How to Love and Care for Your Laptop Battery

One of the more common questions I hear is whether it is okay to leave your laptop plugged in all the time. Battery technology has changed over the years, resulting in some conflicting advice coming from friends and family around how to best charge that laptop, smartphone or tablet.

Most current portable devices have switched over to Lithium-ion batteries for power from older nickel-based battery technologies. One of the outdated tips given around the older NiCad batteries was to always fully discharge and recharge the batteries whenever possible. Partial charges, along with age and overcharging issues, meant shorter lives for NiCad batteries. The newer Lithium-ion battery technology has addressed many of these issues, so the advice around them has changed.

Lithium-ion Batteries and Charging Cycles

The first thing to understand about a Lithium-ion battery is that they are often rated in “charge cycles”. A charge cycle can be considered a full discharge and recharge of the battery. If you let your MP3 player run until it turns off, then charge the battery back to 100%, you put the battery through a full charge cycle.

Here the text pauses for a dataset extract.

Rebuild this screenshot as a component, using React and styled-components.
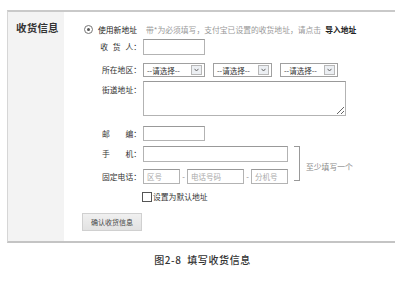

What happens if you partially charge a Lithium-ion battery? A partial charge only counts as a portion of the rated cycle charge lifespan. So, if you let that MP3 player fall from 100% to 50% one day, charge it back to 100% overnight, then do the same again the next day, you’ve actually only completed one charging cycle, even with two charges. If you only let your battery go from 100% to 80% every day, you could go 5 days before using a full charge cycle.

This means that, unlike older battery technologies, it’s not required to always let the battery discharge completely before plugging your device in for the night.

But What About Always Plugged In Laptops?

As battery technology has improved, so have the battery charging systems built into modern portable devices. The chargers are smarter than ever, and will do their best to avoid overcharging, and damaging, the battery as best they can.

However, it’s still a good idea to “exercise” your battery on a regular basis to keep the chemistry working inside the battery as designed. It’s okay to leave the laptop plugged in while working on a large project, but take the time to use that laptop unplugged on the couch or outside in order to give that battery some time to work on its own.

Another tip for your charging system is to “calibrate” the system once a month by allowing the battery to fully discharge, then recharge. This helps to make the measurements on how much battery life you have left more accurate, while also putting your battery through its charging cycle paces.

Other Tips on Battery Care

One of the other disadvantages to leaving your laptop plugged in all the time is that the battery is often exposed to more heat while the laptop is stationary. Many Lithium-ion batteries operate best within a 50°F to 95°F to temperature range. Make sure that you’re giving both your laptop, and its battery, plenty of room to “breathe”.

While it’s normally safe to discharge the battery to the point where the device turns off, be careful not to discharge the battery any further. This can result in a situation where the battery no longer charges correctly. If the device has powered down due to low battery charge, it is best to hook it up to a charger instead of trying to turn it back on to “eke out” a few more minutes of use.

If you need to store a device for an extended time, like a month long vacation away from that work laptop, it is best to charge the battery to 50% before leaving. Too much or too little charge can have negative long term effects on a battery that is left uncharged for extended periods.